Logo nas primeiras cenas do filme conhecemos Amerigo Speranza, interpretado por Stefano Accorsi, na maturidade, e o surpreendente menino Christian Cervone, durante a sua infância. O maduro Amerigo de 1994 é um consagrado violinista que está prestes a se apresentar em um concerto. No camarim, em um breve instante antes do início de sua apresentação, recebe um telefonema de sua mãe. Sua mãe lhe informa algo que o deixa sem reação. Sua assistente, ao adentrar-se no local, ao vê-lo em silêncio e com o olhar distante, pergunta se tudo está bem; ao que ele a responde: minha mãe morreu. Um pouco em um estado de choque e visivelmente emocionado, ele decide não cancelar o concerto. Ao subir no palco se depara com o menino pobre da cidade de Nápoles. Junto a ele voltamos a Itália de 1946.
Até hoje a Itália tem a sua divisão entre o norte muito rico e desenvolvido e o sul mais pobre e atrasado. Logo no pós-guerra a situação era tão profunda, que medidas foram tomadas para tentar salvar as crianças sulistas da fome e da miséria. Amerigo, filho de Antonietta, vivida pela ótima atriz Serena Rossi, cujo marido havia morrido na guerra, era uma dessas crianças que lutava diariamente para ter o que comer. Sua mãe cuidava dele sozinha, sem emprego e sem amparo. A maioria das crianças napolitanas encontrava-se nessa situação.
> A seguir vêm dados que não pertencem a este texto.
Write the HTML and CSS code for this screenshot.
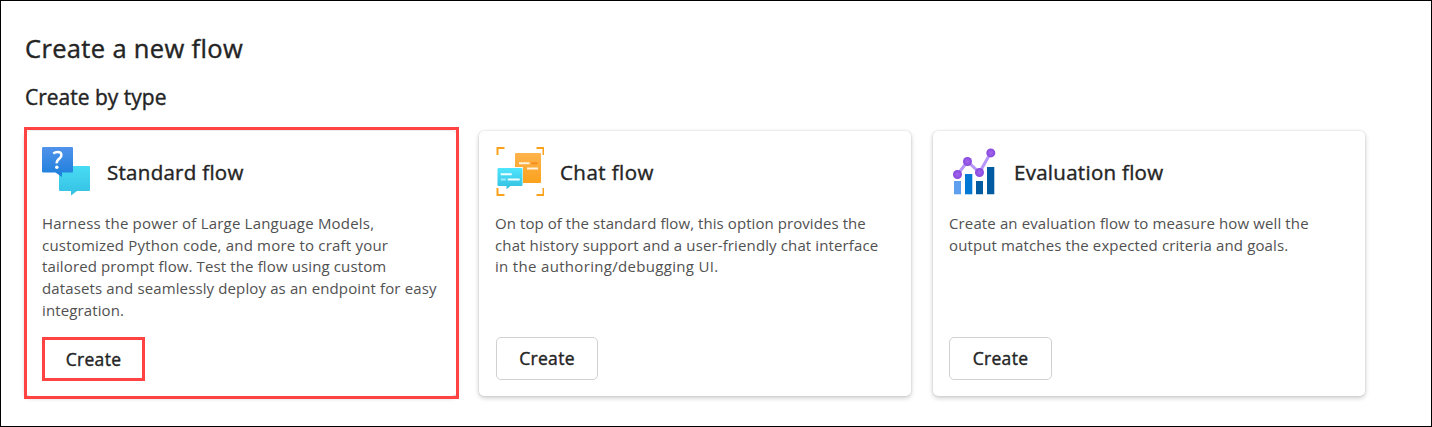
FILE: index.html
```html
<!DOCTYPE html>
<html lang="en">
<head>
<meta charset="utf-8">
<title>Create a new flow</title>
<link rel="stylesheet" href="styles.css">
</head>
<body>
<main class="page">
  <h1 class="title">Create a new flow</h1>
  <h2 class="subtitle">Create by type</h2>
  <div class="cards">
    <section class="card highlighted">
      <header class="card-head">
        <svg class="icon" viewBox="0 0 49 49">
          <defs>
            <linearGradient id="blue" x1="0" y1="0" x2="0" y2="1"><stop offset="0" stop-color="#5092ea"/><stop offset="1" stop-color="#1b7fdb"/></linearGradient>
            <linearGradient id="cyan" x1="0" y1="0" x2="0" y2="1"><stop offset="0" stop-color="#48dcf4"/><stop offset="1" stop-color="#35c0e3"/></linearGradient>
          </defs>
          <path fill="url(#cyan)" d="M18 19h29q1 0 1 1v23q0 1-1 1H35l-6 4.500v-4.500H18q-1 0-1-1V20q0-1 1-1z"/>
          <path fill="url(#blue)" d="M1.500 0h28.500q1 0 1 1v23.500q0 1-1 1H20v4.500l-6.500-4.500h-12q-1.500 0-1.500-1V1q0-1 1.500-1z"/>
          <path fill="none" stroke="#fff" stroke-width="2.500" d="M11.300 6.500q2-1.500 4.200-1.500c5 0 4.600 4.300 2.200 6.200-1.700 1.300-3.100 2.200-3 5.200"/>
          <circle cx="14.800" cy="20.200" r="1.750" fill="#fff"/>
        </svg>
        <h3 class="card-title">Standard flow</h3>
      </header>
      <p class="text"><span class="wide">Harness the power of Large Language Models,</span><br><span class="wide">customized Python code, and more to craft your</span><br>tailored prompt flow. Test the flow using custom<br>datasets and seamlessly deploy as an endpoint for easy<br>integration.</p>
      <button class="create">Create</button>
    </section>
    <section class="card chat">
      <header class="card-head">
        <svg class="icon" viewBox="0 0 49 49">
          <defs>
            <linearGradient id="orange" x1="0" y1="0" x2="0" y2="1"><stop offset="0" stop-color="#ffb34d"/><stop offset="1" stop-color="#faa21d"/></linearGradient>
            <linearGradient id="aqua" x1="0" y1="0" x2="0" y2="1"><stop offset="0" stop-color="#50e6ff"/><stop offset="1" stop-color="#32bedd"/></linearGradient>
          </defs>
          <path fill="none" stroke="#faa21d" stroke-width="2" d="M2.500 8V1h7M41.500 1h7v7M48.500 41v7h-7M9.500 48h-7v-7"/>
          <path fill="url(#orange)" d="M21 6h24q1 0 1 1v28q0 1-1 1H20V7q0-1 1-1z"/>
          <path stroke="#fff2df" stroke-width="2" d="M24 16.300h10.500M32 21.500h11"/>
          <path stroke="#f78d1e" stroke-width="2" d="M36.500 16.300h6"/>
          <path fill="#fff" d="M2.500 20H28v19H2.500z"/>
          <path fill="url(#aqua)" d="M3.500 21h23q1 0 1 1v16q0 1-1 1h-11l-4 3.300V39h-8q-1 0-1-1V22q0-1 1-1z"/>
          <path stroke="#f2feff" stroke-width="2" d="M5.700 27.300h11M12.700 32.500h12"/>
          <path stroke="#9cebff" stroke-width="2" d="M5.700 32.500h5"/>
        </svg>
        <h3 class="card-title">Chat flow</h3>
      </header>
      <p class="text"><span class="snug">On top of the standard flow, this option provides the</span><br>chat history support and a user-friendly chat interface<br><span class="wider">in the authoring/debugging UI.</span></p>
      <button class="create">Create</button>
    </section>
    <section class="card">
      <header class="card-head">
        <svg class="icon" viewBox="0 0 49 49">
          <defs>
            <radialGradient id="purple"><stop offset="0" stop-color="#a267ee"/><stop offset="1" stop-color="#8847dd"/></radialGradient>
          </defs>
          <path fill="#5ea0ef" d="M5 34h7v13.300H5z"/>
          <path fill="#0078d4" d="M16 27h7.300v20.300H16z"/>
          <path fill="#005ba1" d="M27 34h7v13.300h-7zM38 20h7.300v27.300H38z"/>
          <path fill="none" stroke="#b796f9" stroke-width="3" d="M8.500 27.500l10-13 12 11 11.300-20"/>
          <g fill="url(#purple)"><circle cx="8.500" cy="27.500" r="4.500"/><circle cx="18.500" cy="14.500" r="4.500"/><circle cx="30.500" cy="25.500" r="4.500"/><circle cx="41.800" cy="5.900" r="4.500"/></g>
        </svg>
        <h3 class="card-title">Evaluation flow</h3>
      </header>
      <p class="text">Create an evaluation flow to measure how well the<br>output matches the expected criteria and goals.</p>
      <button class="create">Create</button>
    </section>
  </div>
</main>
</body>
</html>
```
FILE: styles.css
```css
* { box-sizing: border-box; }
body {
  margin: 0;
  background: #fff;
  color: #242424;
  font-family: "Segoe UI", "Open Sans", "Noto Sans", sans-serif;
}
.page {
  width: 1432px;
  height: 427px;
  padding: 29px 23px 0 24px;
  border: 1px solid #000;
  overflow: hidden;
}
.title, .subtitle, .card-title { margin: 0; font-weight: 500; white-space: nowrap; -webkit-text-stroke: .4px #242424; }
.title { font-size: 25.500px; line-height: 36px; letter-spacing: .34px; }
.subtitle { margin-top: 15px; font-size: 21px; line-height: 32px; }
.cards {
  display: grid;
  grid-template-columns: repeat(3, 432px);
  column-gap: 22px;
  margin-top: 18px;
}
.card {
  position: relative;
  display: flex;
  flex-direction: column;
  align-items: flex-start;
  height: 265px;
  padding: 16px;
  border-radius: 5px;
  background: #fff;
  box-shadow: 0 0 2px rgba(0,0,0,.16), 0 2px 5px rgba(0,0,0,.2);
}
.highlighted { padding-left: 17px; }
.highlighted::after {
  content: "";
  position: absolute;
  inset: -4px -2px -3px -1px;
  border: 3px solid #ff4343;
  pointer-events: none;
}
.card-head { display: flex; align-items: center; gap: 16px; height: 49px; }
.icon { width: 49px; height: 49px; flex: none; }
.card-title { font-size: 20.500px; line-height: 30px; letter-spacing: .28px; }
.chat .card-title { letter-spacing: .45px; }
.text {
  margin: 17px 0 0;
  color: #515151;
  font-size: 15px;
  line-height: 21.700px;
  letter-spacing: .125px;
  white-space: nowrap;
}
.wide { letter-spacing: .2px; }
.wider { letter-spacing: .32px; }
.snug { letter-spacing: .07px; }
.create {
  width: 103px;
  height: 43px;
  margin-top: auto;
  padding: 0;
  border: 1px solid #d1d1d1;
  border-radius: 5px;
  background: #fff;
  color: #242424;
  font: 500 17.500px/41px "Segoe UI", "Open Sans", "Noto Sans", sans-serif;
  letter-spacing: .3px;
  -webkit-text-stroke: .4px #242424;
}
.chat .create { width: 102px; margin-left: 1px; }
.highlighted .create { height: 44px; margin-bottom: -1px; padding-bottom: 1px; border: 3px solid #ff4343; border-radius: 0; line-height: 36px; }
```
Pessoas ligadas ao partido comunista italiano resolveram tomar uma medida drástica para salvar essas crianças da fome. Elas criaram uma espécie de programa social em que famílias do norte adotariam as crianças do sul temporariamente para que pudessem comer, frequentar a escola e ter alguma esperança. Colocadas em um trem, deixariam suas mães, na grande maior parte viúvas, para depois voltarem.
Antonietta vive com Amerigo em praticamente um pequeno quarto. Ela tenta sobreviver vendendo tabaco e café, que consegue por meio de um criminoso conhecido por cabeça de ferro. Apesar das aparências, Amerigo é um menino sensível e inteligente, que tenta ajudar a mãe e viver a sua infância ao mesmo tempo na dura realidade a eles imposta. Quando tem notícia da proposta dos membros do partido comunista, Antonietta decide enviar Amerigo. A dor da separação de ambos é marcada pela incompreensão de Amerigo, que não consegue entender por qual motivo a mãe está o afastando e a dificuldade de Antonietta em demonstrar todo amor que sente pelo filho.
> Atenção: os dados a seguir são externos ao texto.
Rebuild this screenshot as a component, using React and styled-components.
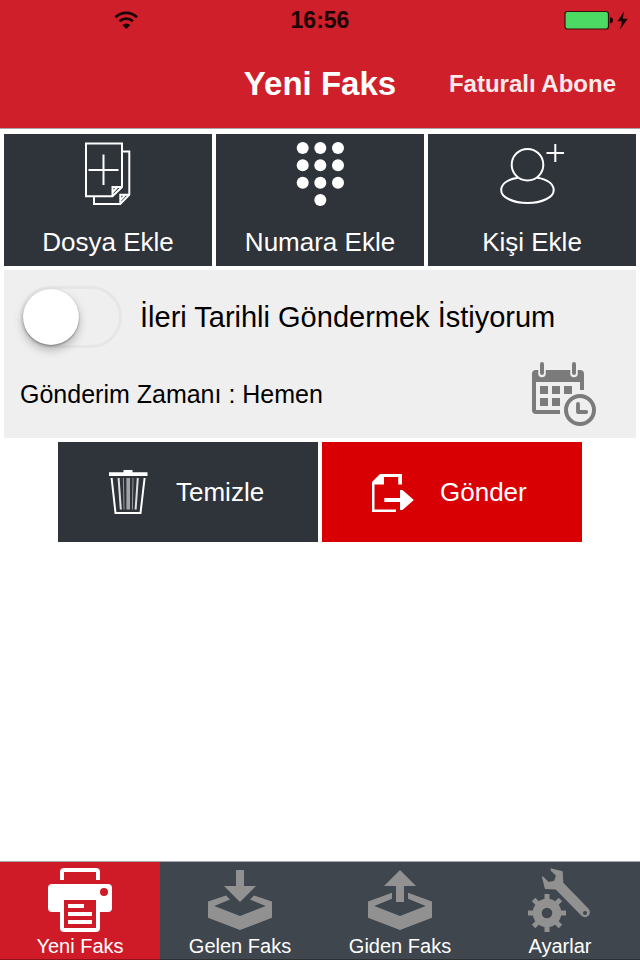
// react
import React, { useState } from 'react'

// 3rd party
import styled, { createGlobalStyle } from 'styled-components'

const GlobalStyle = createGlobalStyle`
  * {
    box-sizing: border-box;
  }

  body {
    margin: 0;
    background: #fff;
    color: #000;
    font-family: 'Liberation Sans', Arial, sans-serif;
  }

  button {
    margin: 0;
    padding: 0;
    border: none;
    background: none;
    color: inherit;
    font-family: inherit;
    cursor: pointer;
  }
`

const Page = styled.div`
  display: flex;
  flex-direction: column;
  min-height: 100vh;
`

const Header = styled.header`
  background: #ce1f2a;
  border-bottom: 1px solid #a9a4a5;
`

const StatusBar = styled.div`
  display: grid;
  grid-template-columns: 1fr auto 1fr;
  align-items: center;
  height: 40px;
  color: #1c0405;
`

const Signal = styled.div`
  display: flex;
  padding-left: 114px;
`

const Power = styled.div`
  display: flex;
  justify-content: flex-end;
  padding-right: 12px;
`

const Clock = styled.time`
  font-size: 23px;
  font-weight: 700;
  line-height: 28px;
`

const NavBar = styled.div`
  display: grid;
  grid-template-columns: 1fr auto 1fr;
  align-items: center;
  height: 88px;
  color: #fff;
`

const Title = styled.h1`
  grid-column: 2;
  margin: 0;
  font-size: 33px;
  font-weight: 700;
  line-height: 40px;
`

const NavButton = styled.button`
  justify-self: end;
  padding-right: 24px;
  color: #fbe9ea;
  font-size: 24px;
  font-weight: 700;
  line-height: 28px;
  white-space: nowrap;
`

const Main = styled.main`
  display: flex;
  flex-direction: column;
  gap: 4px;
  padding: 5px 4px 4px;
`

const CardRow = styled.div`
  display: grid;
  grid-template-columns: repeat(3, 1fr);
  gap: 4px;
`

const Card = styled.button`
  display: flex;
  flex-direction: column;
  align-items: center;
  gap: 20px;
  padding: 8px 0;
  background: #2f343b;
  color: #fff;
  font-size: 26px;
  line-height: 32px;
`

const Panel = styled.section`
  display: flex;
  flex-direction: column;
  gap: 14px;
  padding: 16px 16px 12px;
  background: #efefef;
`

const SwitchLabel = styled.label`
  display: flex;
  align-items: center;
  gap: 18px;
  font-size: 29px;
  line-height: 36px;
`

const Switch = styled.input`
  flex: none;
  appearance: none;
  width: 102px;
  height: 62px;
  margin: 0;
  border: 3px solid #e6e6e6;
  border-radius: 31px;
  background: #efefef;
  cursor: pointer;

  &::before {
    content: '';
    display: block;
    width: 56px;
    height: 56px;
    border-radius: 50%;
    background: #fff;
    box-shadow: 0 1px 2px rgba(0, 0, 0, 0.35), 0 5px 10px rgba(0, 0, 0, 0.25);
  }

  &:checked {
    border-color: #4cd964;
    background: #4cd964;
  }

  &:checked::before {
    margin-left: auto;
  }
`

const TimeRow = styled.div`
  display: flex;
  justify-content: space-between;
  align-items: center;
  padding-right: 24px;
`

const TimeText = styled.p`
  margin: 0;
  font-size: 25px;
  line-height: 32px;
`

const IconButton = styled.button`
  display: flex;
  color: #7b7b7b;
`

const Actions = styled.div`
  display: grid;
  grid-template-columns: repeat(2, 260px);
  justify-content: center;
  gap: 4px;
`

const Action = styled.button`
  display: flex;
  align-items: center;
  gap: 26px;
  height: 100px;
  padding-left: 50px;
  background: ${props => (props.$primary ? '#d90004' : '#2f343b')};
  color: #fff;
  font-size: 26px;
  line-height: 32px;
`

const TabBar = styled.nav`
  display: grid;
  grid-template-columns: repeat(4, 1fr);
  margin-top: auto;
  border-top: 1px solid #a5a9ac;
`

const Tab = styled.button`
  display: flex;
  flex-direction: column;
  align-items: center;
  padding-top: 6px;
  background: ${props => (props.$active ? '#cf1b27' : '#40464d')};
  box-shadow: inset 0 -1px 0 rgba(0, 0, 0, 0.3);
  color: #fff;
  font-size: 20px;
  line-height: 28px;

  svg {
    color: ${props => (props.$active ? '#fff' : '#919191')};
  }
`

const WifiIcon = () => (
  <svg width="24" height="18" viewBox="0 0 24 18" fill="none" stroke="currentColor" strokeWidth="2.8">
    <path d="M1.5 6.2a15.5 15.5 0 0 1 21.5 0" />
    <path d="M5.6 10.3a9.8 9.8 0 0 1 13.3 0" />
    <path d="M12.3 18 8.3 14a5.8 5.8 0 0 1 8 0z" fill="currentColor" stroke="none" />
  </svg>
)

const BatteryIcon = () => (
  <svg width="66" height="20" viewBox="0 0 66 20">
    <rect x="3" y="1.5" width="43.5" height="17.5" rx="2.5" fill="#4cd964" stroke="#3a0d0a" strokeWidth="1.2" />
    <path d="M48 7.2c2 .3 3 1.3 3 3s-1 2.7-3 3z" fill="#1c0405" />
    <path d="M62 1.5 55.5 11.2h4.4L58 19.5l7.8-10.8h-5z" fill="#1c0405" />
  </svg>
)

const FileAddIcon = () => (
  <svg width="64" height="64" viewBox="0 0 64 64" fill="none" stroke="currentColor" strokeWidth="2">
    <path d="M10 1.5h36v43.5l-9.5 9.2H10z" />
    <path d="M36.5 54.2V45H46M36.5 50.5l4.500-5" />
    <path d="M46 9.5h7.3v43.2l-9 9.3H18v-7.8" />
    <path d="M44.3 62v-9.300h9M44.3 58.3l4.5-5" />
    <path d="M27.5 12.5V43M12.5 28h30" />
  </svg>
)

const KeypadIcon = () => (
  <svg width="64" height="64" viewBox="0 0 64 64" fill="currentColor">
    {[6, 23.3, 40.8].map(cy => (
      [14.7, 32.3, 50].map(cx => <circle key={`${cx}-${cy}`} cx={cx} cy={cy} r="6" />)
    ))}
    <circle cx="32.3" cy="58" r="6" />
  </svg>
)

const PersonAddIcon = () => (
  <svg width="64" height="64" viewBox="0 0 64 64" fill="none" stroke="currentColor" strokeWidth="2">
    <circle cx="27.5" cy="22.7" r="15.8" />
    <path d="M18 35.7C8 37 1.2 41.8 1.2 48.2 1.2 55.3 13 61 27.5 61s26.200-5.7 26.200-12.8c0-6.4-6.7-11.2-16.7-12.5" />
    <path d="M55.3 2v18M46.5 11H64" />
  </svg>
)

const CalendarIcon = () => (
  <svg width="64" height="64" viewBox="0 0 64 64" fill="currentColor">
    <path d="M4 8h44a4 4 0 0 1 4 4v16h-4v-8H4v28h24v4H4a4 4 0 0 1-4-4V12a4 4 0 0 1 4-4z" />
    <path d="M10 2v9.5M42 2v9.5" stroke="#efefef" strokeWidth="7.5" strokeLinecap="round" />
    <path d="M10 2v9M42 2v9" stroke="currentColor" strokeWidth="4" strokeLinecap="round" />
    <path d="M8 24h8v8H8zM20 24h8v8h-8zM32 24h8v8h-8zM8 36h8v8H8zM20 36h8v8h-8z" />
    <circle cx="48" cy="48" r="14" fill="#efefef" stroke="currentColor" strokeWidth="4" />
    <path d="M46 41.8V50h8.2" fill="none" stroke="currentColor" strokeWidth="3.8" strokeLinecap="round" strokeLinejoin="round" />
  </svg>
)

const TrashIcon = () => (
  <svg width="42" height="44" viewBox="0 0 42 44" fill="none" stroke="currentColor">
    <path d="M15.5 0h9v2.3h15V6H1V2.3h14.5z" fill="currentColor" stroke="none" />
    <path d="M3.6 8 7.5 43h25L36.6 8" strokeWidth="2" />
    <path d="m10.6 8 2.2 31.5M29.8 8l-2.2 31.5" strokeWidth="2" opacity=".85" />
    <path d="M20.2 8v31.5" strokeWidth="3.6" opacity=".55" />
    <path d="m15.4 8 .6 31.5M25 8l-.6 31.5" strokeWidth="1" opacity=".5" />
  </svg>
)

const SendIcon = () => (
  <svg width="42" height="44" viewBox="0 0 42 44" fill="currentColor">
    <path d="M0 12l8-8h22v10.5h-3.8V7H12v7.5H2.5v25H24V42H0z" />
    <path d="M12.3 28H28v-8h2.5L41.8 30 30.5 40H28v-8H12.3z" />
  </svg>
)

const PrinterIcon = () => (
  <svg width="64" height="64" viewBox="0 0 64 64" fill="currentColor">
    <path d="M12 12V4a4 4 0 0 1 4-4h32a4 4 0 0 1 4 4v8h-4V4H16v8z" />
    <path
      fillRule="evenodd"
      d="M4 16h56a4 4 0 0 1 4 4v20a4 4 0 0 1-4 4h-8v16a4 4 0 0 1-4 4H16a4 4 0 0 1-4-4V44H4a4 4 0 0 1-4-4V20a4 4 0 0 1 4-4zM16 32v28h32V32zM56 20a4 4 0 1 0 0 8 4 4 0 0 0 0-8z"
    />
    <path d="M20 36h16v4H20zM20 44h24v4H20zM20 52h24v4H20z" />
  </svg>
)

const InboxIcon = () => (
  <svg width="64" height="64" viewBox="0 0 64 64" fill="currentColor">
    <path d="M28 2h8v16h12L32 34 16 18h12z" />
    <path d="M0 33.5 18 27.500l4 4L6.3 38 32 48l25.700-10L42 31.500l4-4 18 6v16.300L32 62 0 49.800z" />
  </svg>
)

const OutboxIcon = () => (
  <svg width="64" height="64" viewBox="0 0 64 64" fill="currentColor">
    <path d="M32 2l16 16H36v16h-8V18H16z" />
    <path d="M0 33.5 24 24.700v6L6.3 38 32 48l25.700-10L40 30.700v-6l24 8.800v16.300L32 62 0 49.800z" />
  </svg>
)

const ToolsIcon = () => (
  <svg width="64" height="64" viewBox="0 0 64 64" fill="currentColor">
    <circle cx="19" cy="45" r="9.8" fill="none" stroke="currentColor" strokeWidth="9" />
    {[0, 45, 90, 135, 180, 225, 270, 315].map(angle => (
      <path key={angle} d="M16.500 26h5v7h-5z" transform={`rotate(${angle} 19 45)`} />
    ))}
    <path
      fillRule="evenodd"
      d="M22.500 .3 34.700 3.3l.6 11.500 25 25.700a4.800 4.800 0 0 1-6.800 7.300L27.700 21.500 17 20.900 13.800 8.800l1.400-.4 5.500 5.600 5.600-1.300 1.600-5.200-5-4.500zM57 43a2 2 0 1 0 0 4 2 2 0 0 0 0-4z"
    />
  </svg>
)

const cards = [
  { title: 'Dosya Ekle', icon: FileAddIcon },
  { title: 'Numara Ekle', icon: KeypadIcon },
  { title: 'Kişi Ekle', icon: PersonAddIcon }
]

const tabs = [
  { title: 'Yeni Faks', icon: PrinterIcon },
  { title: 'Gelen Faks', icon: InboxIcon },
  { title: 'Giden Faks', icon: OutboxIcon },
  { title: 'Ayarlar', icon: ToolsIcon }
]

const App = () => {
  const [scheduled, setScheduled] = useState(false)
  const [activeTab, setActiveTab] = useState('Yeni Faks')

  return (
    <Page>
      <GlobalStyle />
      <Header>
        <StatusBar>
          <Signal><WifiIcon /></Signal>
          <Clock>16:56</Clock>
          <Power><BatteryIcon /></Power>
        </StatusBar>
        <NavBar>
          <Title>Yeni Faks</Title>
          <NavButton type="button">Faturalı Abone</NavButton>
        </NavBar>
      </Header>

      <Main>
        <CardRow>
          {
            cards.map(({ title, icon: Icon }) => (
              <Card type="button" key={title}>
                <Icon />
                {title}
              </Card>
            ))
          }
        </CardRow>

        <Panel>
          <SwitchLabel>
            <Switch
              type="checkbox"
              role="switch"
              checked={scheduled}
              onChange={e => setScheduled(e.target.checked)}
            />
            İleri Tarihli Göndermek İstiyorum
          </SwitchLabel>
          <TimeRow>
            <TimeText>Gönderim Zamanı : Hemen</TimeText>
            <IconButton type="button" aria-label="Gönderim Zamanı">
              <CalendarIcon />
            </IconButton>
          </TimeRow>
        </Panel>

        <Actions>
          <Action type="button"><TrashIcon />Temizle</Action>
          <Action type="button" $primary><SendIcon />Gönder</Action>
        </Actions>
      </Main>

      <TabBar>
        {
          tabs.map(({ title, icon: Icon }) => (
            <Tab
              type="button"
              key={title}
              $active={title === activeTab}
              onClick={() => setActiveTab(title)}
            >
              <Icon />
              {title}
            </Tab>
          ))
        }
      </TabBar>
    </Page>
  )
}

export default App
Curiosamente, a ignorância e as notícias falsas correm rapidamente entre as mães desesperadas em dar um futuro para seus filhos e as pequenas crianças, que acham que estão sendo mandadas para a Sibéria ou simplesmente para serem devoradas pelos comunistas. Em meio a isso tudo, Amerigo pega o trem e chega na cidade de Módena. Dentre as crianças é o único a não ter os pais adotivos esperando na plataforma de trem para buscá-lo. Diante disso, os organizadores da ação coletiva pedem para a solitária Derna, uma militante do partido comunista que vive em luto por conta da perda de seu companheiro na guerra, que cuide do menino. Derna reluta porque simplesmente não sabe o que fazer. Nunca esteve preparada para exercer o papel de mãe. Mas, acaba aceitando cuidar de Amerigo durante os meses de sua estadia no norte.
A partir desse momento Amerigo vai conhecendo um pouco mais de Derna e ela um pouco mais do menino, que também, aos poucos, vai sendo inserido na comunidade ao redor dela e tendo contato com os meninos daquela parte do país. O desenvolvimento da relação de ambos é sutil, belo e marcado pela ternura que desabrocha quando a vida parece não ter mais qualquer tipo de esperança a oferecer. Em meio ao afeto que cresce entre Derna e o menino, a dor da separação pelo seu retorno a Nápoles se mistura com a alegria do encontro com Antonietta. Mas, o menino que um dia entrou naquele trem, já não era mais o mesmo.
O trem italiano da felicidade é, assim, um filme que vale muito a pena. A beleza que se esconde em suas cenas só não supera o delicado e inteligente diálogo que poetiza as dificuldades enfrentadas pelas vítimas silenciosas do conflito brutal. Em tempos tão terríveis como os que vivemos, com conflitos espalhados pelo mundo, O trem italiano da felicidade é um lembrete sereno, mas certeiro de que as crianças são as maiores vítimas de qualquer conflito, seja na Itália da segunda guerra, ou em Gaza em pleno século XXI.